◆ SHORT EXERCISE ◆
Repeat the listing word for word. No pictures belong in the copy.

## Start

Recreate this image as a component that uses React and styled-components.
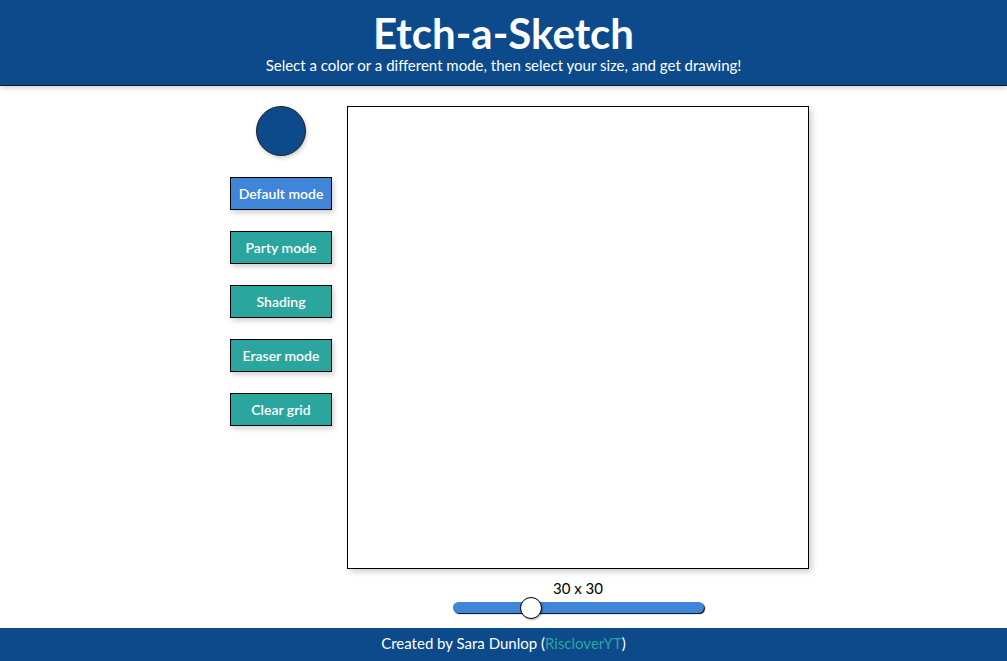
import React, { useState } from 'react';
import styled, { createGlobalStyle } from 'styled-components';

const GlobalStyle = createGlobalStyle`
  html, body {
    margin: 0;
    padding: 0;
    font-family: 'Lato', 'Open Sans', sans-serif;
  }
`;

const modes = ['Default mode', 'Party mode', 'Shading', 'Eraser mode', 'Clear grid'];

const App = () => {
  const [active] = useState('Default mode');
  const [size, setSize] = useState(30);

  return (
    <>
      <GlobalStyle />
      <Page>
        <Header>
          <h1>Etch-a-Sketch</h1>
          <p>Select a color or a different mode, then select your size, and get drawing!</p>
        </Header>
        <Main>
          <Sidebar>
            <ColorSwatch />
            {modes.map(m => (
              <ModeButton key={m} $active={m === active}>{m}</ModeButton>
            ))}
          </Sidebar>
          <Board>
            <Grid />
            <SizeLabel>{`${size} x ${size}`}</SizeLabel>
            <Slider
              type="range"
              min="1"
              max="100"
              value={size}
              onChange={e => setSize(e.target.value)}
            />
          </Board>
        </Main>
        <Footer>
          Created by Sara Dunlop (<a href="#">RiscloverYT</a>)
        </Footer>
      </Page>
    </>
  );
};

export default App;

const Page = styled.div`
  min-height: 100vh;
  display: flex;
  flex-direction: column;
`;

const Header = styled.header`
  background: #0c4a8b;
  color: #fff;
  text-align: center;
  height: 85px;
  border-bottom: 1px solid #1b1b1b;
  box-shadow: 0 2px 5px rgba(0, 0, 0, 0.18);
  display: flex;
  flex-direction: column;
  align-items: center;
  h1 {
    margin: 9px 0 0;
    font-size: 42px;
    font-weight: 700;
    line-height: 48px;
  }
  p {
    margin: -2px 0 0;
    font-size: 15px;
    line-height: 20px;
  }
`;

const Main = styled.main`
  flex: 1;
  display: flex;
  justify-content: center;
  align-items: flex-start;
  gap: 15px;
  padding: 20px 0 0 32px;
`;

const Sidebar = styled.div`
  width: 102px;
  display: flex;
  flex-direction: column;
  align-items: center;
  gap: 21px;
`;

const ColorSwatch = styled.div`
  width: 48px;
  height: 48px;
  border-radius: 50%;
  background: #0c4a8b;
  border: 1px solid #222;
  box-shadow: 1px 2px 4px rgba(0, 0, 0, 0.2);
`;

const ModeButton = styled.button`
  width: 102px;
  height: 33px;
  border: 1px solid #000;
  background: ${p => (p.$active ? '#3f86d8' : '#2aa69f')};
  color: #fff;
  font-family: 'Lato', sans-serif;
  font-size: 14px;
  font-weight: 600;
  box-shadow: 2px 3px 5px rgba(0, 0, 0, 0.18);
  cursor: pointer;
  padding: 0;
`;

const Board = styled.div`
  display: flex;
  flex-direction: column;
  align-items: center;
`;

const Grid = styled.div`
  width: 460px;
  height: 461px;
  border: 1px solid #000;
  background: #fff;
  box-shadow: 3px 3px 6px rgba(0, 0, 0, 0.18);
`;

const SizeLabel = styled.div`
  margin-top: 10px;
  font-family: 'Lato', sans-serif;
  font-size: 15px;
  line-height: 18px;
  color: #000;
`;

const Slider = styled.input`
  -webkit-appearance: none;
  appearance: none;
  width: 251px;
  height: 11px;
  margin: 5px 0 0;
  border-radius: 6px;
  background: #3f86d8;
  box-shadow: 1px 1px 1px #000;
  outline: none;
  &::-webkit-slider-thumb {
    -webkit-appearance: none;
    width: 22px;
    height: 22px;
    border-radius: 50%;
    background: #fff;
    border: 1px solid #000;
    box-shadow: 1px 1px 2px rgba(0, 0, 0, 0.3);
    cursor: pointer;
  }
`;

const Footer = styled.footer`
  background: #0c4a8b;
  color: #fff;
  height: 33px;
  padding-bottom: 3px;
  box-sizing: border-box;
  display: flex;
  align-items: center;
  justify-content: center;
  font-size: 15px;
  a {
    color: #2aa69f;
    text-decoration: none;
  }
`;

## End

◆ COMPLETE RESPONSE ◆
Recreate this image as a component that uses React and styled-components.
import React, { useState } from 'react';
import styled, { createGlobalStyle } from 'styled-components';

const GlobalStyle = createGlobalStyle`
  html, body {
    margin: 0;
    padding: 0;
    font-family: 'Lato', 'Open Sans', sans-serif;
  }
`;

const modes = ['Default mode', 'Party mode', 'Shading', 'Eraser mode', 'Clear grid'];

const App = () => {
  const [active] = useState('Default mode');
  const [size, setSize] = useState(30);

  return (
    <>
      <GlobalStyle />
      <Page>
        <Header>
          <h1>Etch-a-Sketch</h1>
          <p>Select a color or a different mode, then select your size, and get drawing!</p>
        </Header>
        <Main>
          <Sidebar>
            <ColorSwatch />
            {modes.map(m => (
              <ModeButton key={m} $active={m === active}>{m}</ModeButton>
            ))}
          </Sidebar>
          <Board>
            <Grid />
            <SizeLabel>{`${size} x ${size}`}</SizeLabel>
            <Slider
              type="range"
              min="1"
              max="100"
              value={size}
              onChange={e => setSize(e.target.value)}
            />
          </Board>
        </Main>
        <Footer>
          Created by Sara Dunlop (<a href="#">RiscloverYT</a>)
        </Footer>
      </Page>
    </>
  );
};

export default App;

const Page = styled.div`
  min-height: 100vh;
  display: flex;
  flex-direction: column;
`;

const Header = styled.header`
  background: #0c4a8b;
  color: #fff;
  text-align: center;
  height: 85px;
  border-bottom: 1px solid #1b1b1b;
  box-shadow: 0 2px 5px rgba(0, 0, 0, 0.18);
  display: flex;
  flex-direction: column;
  align-items: center;
  h1 {
    margin: 9px 0 0;
    font-size: 42px;
    font-weight: 700;
    line-height: 48px;
  }
  p {
    margin: -2px 0 0;
    font-size: 15px;
    line-height: 20px;
  }
`;

const Main = styled.main`
  flex: 1;
  display: flex;
  justify-content: center;
  align-items: flex-start;
  gap: 15px;
  padding: 20px 0 0 32px;
`;

const Sidebar = styled.div`
  width: 102px;
  display: flex;
  flex-direction: column;
  align-items: center;
  gap: 21px;
`;

const ColorSwatch = styled.div`
  width: 48px;
  height: 48px;
  border-radius: 50%;
  background: #0c4a8b;
  border: 1px solid #222;
  box-shadow: 1px 2px 4px rgba(0, 0, 0, 0.2);
`;

const ModeButton = styled.button`
  width: 102px;
  height: 33px;
  border: 1px solid #000;
  background: ${p => (p.$active ? '#3f86d8' : '#2aa69f')};
  color: #fff;
  font-family: 'Lato', sans-serif;
  font-size: 14px;
  font-weight: 600;
  box-shadow: 2px 3px 5px rgba(0, 0, 0, 0.18);
  cursor: pointer;
  padding: 0;
`;

const Board = styled.div`
  display: flex;
  flex-direction: column;
  align-items: center;
`;

const Grid = styled.div`
  width: 460px;
  height: 461px;
  border: 1px solid #000;
  background: #fff;
  box-shadow: 3px 3px 6px rgba(0, 0, 0, 0.18);
`;

const SizeLabel = styled.div`
  margin-top: 10px;
  font-family: 'Lato', sans-serif;
  font-size: 15px;
  line-height: 18px;
  color: #000;
`;

const Slider = styled.input`
  -webkit-appearance: none;
  appearance: none;
  width: 251px;
  height: 11px;
  margin: 5px 0 0;
  border-radius: 6px;
  background: #3f86d8;
  box-shadow: 1px 1px 1px #000;
  outline: none;
  &::-webkit-slider-thumb {
    -webkit-appearance: none;
    width: 22px;
    height: 22px;
    border-radius: 50%;
    background: #fff;
    border: 1px solid #000;
    box-shadow: 1px 1px 2px rgba(0, 0, 0, 0.3);
    cursor: pointer;
  }
`;

const Footer = styled.footer`
  background: #0c4a8b;
  color: #fff;
  height: 33px;
  padding-bottom: 3px;
  box-sizing: border-box;
  display: flex;
  align-items: center;
  justify-content: center;
  font-size: 15px;
  a {
    color: #2aa69f;
    text-decoration: none;
  }
`;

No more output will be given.